Obviously, as long as these sequels keep raking in $120 to $150 million on their opening weekends, like "Spiderman 3" and "Shrek The Third" did, then we'll inevitably be looking at parts 4 and 5 as well. However, earlier this year, like some sort of preposterous and very unfunny joke, they finally went too far when they came out with Rocky 6. And now they've given us Die Hard 4. I mean, come on, that's really getting a bit out of hand, don't you think?

Of course, it's easy to understand the success of "Shrek", as the first film was actually quite wonderful, hilarious and, literally, fun for the whole family. But the second one was much more of a kids film after the studio clearly decided to leave out all the great double entendres and innuendo that had made the first installment so much fun for adults. The third I'm sure - and I've heard - is yet another step down, though it's probably still great entertainment for kids.

So, yeah, I understand the success of "Shrek", but who the %$#& needs a film about toys?! Do people really need to see "Transformers"? What next, "The Adventures of Barbie and Ken In Paris Hilton's Playhouse" and "Tonka Trucks Vs. Osama bin Laden in 'Battle For The Free World'"?

But don't get me started on how ridiculous Hollywood has become. Gone are the days when studios took risks in the name of creating great works of art.

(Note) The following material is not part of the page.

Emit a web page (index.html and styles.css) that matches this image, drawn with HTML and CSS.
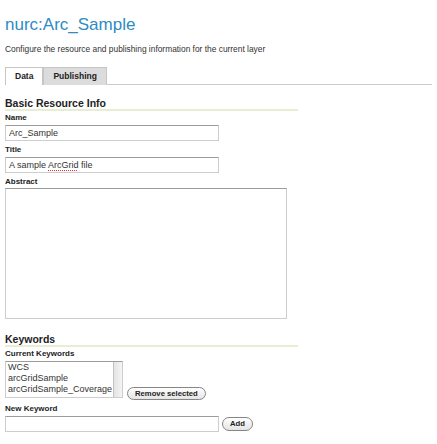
FILE: index.html
```html
<!DOCTYPE html>
<html lang="en">
<head>
    <meta charset="UTF-8">
    <meta name="viewport" content="width=device-width, initial-scale=1.0">
    <title>nurc:Arc_Sample</title>
    <link rel="stylesheet" href="styles.css">
</head>
<body>
    <div class="page">
        <h1 class="page-title">nurc:Arc_Sample</h1>
        <p class="page-desc">Configure the resource and publishing information for the current layer</p>

        <ul class="tabs">
            <li class="tab tab-active">Data</li>
            <li class="tab">Publishing</li>
        </ul>

        <h2 class="section-title">Basic Resource Info</h2>
        <label class="field-label first" for="name">Name</label>
        <input class="text-input" type="text" id="name" value="Arc_Sample">

        <label class="field-label">Title</label>
        <!-- title box keeps the spellcheck mark, so it is a plain div -->
        <div class="text-input">A sample <span class="misspelt">ArcGrid</span> file</div>

        <label class="field-label" for="abstract">Abstract</label>
        <textarea class="text-area" id="abstract"></textarea>

        <h2 class="section-title keywords-title">Keywords</h2>
        <label class="field-label first">Current Keywords</label>
        <div class="keyword-row">
            <div class="keyword-list">
                <ul class="keyword-items">
                    <li>WCS</li>
                    <li>arcGridSample</li>
                    <li>arcGridSample_Coverage</li>
                </ul>
                <div class="scroll-track"></div>
            </div>
            <button class="pill-btn remove-btn" type="button">Remove selected</button>
        </div>

        <label class="field-label new-keyword" for="newKeyword">New Keyword</label>
        <div class="add-row">
            <input class="text-input" type="text" id="newKeyword">
            <button class="pill-btn add-btn" type="button">Add</button>
        </div>
    </div>
</body>
</html>
```

FILE: styles.css
```css
body {
    margin: 0;
    background: #fff;
    color: #333;
    font-family: "Liberation Sans", Arial, sans-serif;
}

.page {
    padding: 15px 5px 0;
}

.page-title {
    margin: 0;
    font-size: 17px;
    line-height: 20px;
    font-weight: normal;
    color: #2e8bc3;
}

.page-desc {
    margin: 9px 0 0;
    font-size: 8.4px;
    line-height: 10px;
    color: #333;
}

/* tab strip */
.tabs {
    list-style: none;
    display: flex;
    height: 17px;
    margin: 13px 0 0;
    padding: 0;
    border-bottom: 1px solid #ccc;
}

.tab {
    flex: none;
    box-sizing: border-box;
    height: 18px;
    padding: 0 9px;
    border: 1px solid #c6c6c6;
    border-bottom: none;
    background: #dcdcdc;
    color: #222;
    font-size: 8.5px;
    font-weight: bold;
    line-height: 17px;
}

.tab-active {
    background: #fff;
}

/* sections */
.section-title {
    width: 293px;
    margin: 13px 0 0;
    font-size: 10.5px;
    line-height: 11px;
    font-weight: bold;
    color: #222;
    border-bottom: 2px solid #e8eed3;
}

.keywords-title {
    margin-top: 15px;
}

.field-label {
    display: block;
    margin-top: 4px;
    font-size: 8px;
    line-height: 10px;
    font-weight: bold;
    color: #222;
}

.field-label.first {
    margin-top: 2px;
}

.text-input {
    display: block;
    box-sizing: border-box;
    width: 214px;
    height: 16px;
    margin: 2px 0 0;
    padding: 0 3px;
    border: 1px solid #cdcdcd;
    border-top-color: #9c9c9c;
    background: #fff;
    color: #333;
    font-family: "Liberation Sans", Arial, sans-serif;
    font-size: 9px;
    line-height: 14px;
    outline: none;
}

.misspelt {
    text-decoration: underline dotted #e03a3a;
    text-underline-offset: 2px;
}

.text-area {
    display: block;
    box-sizing: border-box;
    width: 282px;
    height: 131px;
    margin: 1px 0 0;
    padding: 2px;
    border: 1px solid #cdcdcd;
    border-top-color: #9c9c9c;
    resize: none;
    outline: none;
}

/* keyword list + remove */
.keyword-row {
    display: flex;
    align-items: flex-end;
    margin-top: 2px;
}

.keyword-list {
    display: flex;
    box-sizing: border-box;
    width: 118px;
    height: 37px;
    border: 1px solid #cdcdcd;
    border-top-color: #9c9c9c;
}

.keyword-items {
    flex: 1;
    list-style: none;
    margin: 0;
    padding: 0 0 0 2px;
    font-size: 9px;
    line-height: 11px;
    color: #333;
    white-space: nowrap;
    overflow: hidden;
}

.scroll-track {
    width: 8px;
    border-left: 1px solid #c4c4c4;
    background: linear-gradient(to right, #e4e4e4, #f4f4f4);
}

.pill-btn {
    box-sizing: border-box;
    margin: 0;
    padding: 0 7px;
    border: 1px solid #858585;
    border-radius: 8px;
    background: linear-gradient(#ffffff, #e4e4e4);
    color: #222;
    font-family: "Liberation Sans", Arial, sans-serif;
    font-size: 7.7px;
    font-weight: bold;
    cursor: pointer;
}

.remove-btn {
    height: 13px;
    margin-left: 4px;
    margin-bottom: -2px;
    line-height: 11px;
}

.new-keyword {
    margin-top: 6px;
}

.add-row {
    display: flex;
    align-items: center;
    gap: 3px;
    margin-top: 2px;
}

.add-row .text-input {
    margin: 0;
}

.add-btn {
    height: 14px;
    line-height: 12px;
}
```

Oh, I know, they most certainly still take risks, in that they'll put up $200 million for the next mindless action flick, but they often seem terrified about risking even a relatively small $10 to $20 million budget on something original.

The real problem of course is not Hollywood so much as the general population who, for the most part, flock to all the most predictable shit while trickling to, if not outright avoiding, the most brilliant, original and inspired stuff. The people, it seems, like predictable and nothing says predictable more than a sequel, right?

But somehow great films still get made, albeit for the most part far from Hollywood. Or at least on Hollywood's fringes.

Case in point, the four fantastic films I watched on DVD recently to soothe my Nothing Going On But The Sequels Blues. There was the Korean film "OldBoy", the Mexican film "Pan's Labyrinth", and then the two American films "Little Children" and "The Fountain".

Of the four, "Little Children" is the most conventional, but it's far from being your typical Hollywood film. Written and directed by Todd Field, who also made the great "In The Bedroom" a few years back, the film centers around the amazing Kate Winslet who, as always, is magical. I'm not going to give away the plot to this or any of the other films because, if you're like me, you actually like being surprised by the twists and turns in a movie, something that has basically become impossible with modern-day trailers... but that's a whole other rant.

Written and directed by the brilliant Darren Aronofsky, who has also made two other fascinating films in "Pi" and "Requiem For A Dream", "The Fountain" is a visually stunning film. Featuring three parallel stories, it's a bit of a complicated tale and figuring out just what's going on is definitely a challenge at times, but that's all part of the fun. Like so many other great films, from "Citizen Kane" to "Pulp Fiction", you're not exactly sure what's happening until you start to piece it all together afterwards. But, hey, if that doesn't appeal to you and you just want mindless entertainment, watch TV.

Now if you don't like Tarantino and you're one of those who thought "The Departed" was "too violent" I recommend you stay far far away from "OldBoy", but if you're ready for an absolutely enthralling tale of vengeance then this is a must-see film. And that's all I'm going to tell you about this fantastic movie by Chan-wook Park.

Best of all, if you want to be totally enthralled while marveling at grand, original filmmaking, see Guillermo del Toro's masterpiece "Pan's Labyrinth". You can take all your Part 3 sequels, combine 'em and you still won't have 10% of the inspiration that went into this magnificent film. See it!!

By the way, I eventually did get to see a non-sequel to celebrate my birthday when "Knocked Up", a comedy by Judd Apatow, who also made "The 40 year Old Virgin", came here in mid-June. We're not talkin' Monty Python, but it sure was good and, compared to your typical Hollywood comedy, pretty original too.

Finally, I also recently saw two old favs on DVD: David Fincher's "Fight Club" (third time) and Jim Jarmusch's "Ghostdog: The Way of The Samurai" (2nd time). Now that, I've gotta tell you, is some brilliant and original filmmaking!

So, what's it going to be people, The Truly Fantastic Four ("Pan's Labyrinth", "Little Children", "The Fountain" and "OldBoy") or crap like "Fantastic Four: Rise of the Silver Surfer"? Truly original artistic genius or the septic tank of our civilization? Like being faced with a choice between Bob Dylan and Britney Spears, Marlon Brando and John Wayne, soccer and cricket, Gore and Bush, or Ernie and Bert, it really should be a no brainer.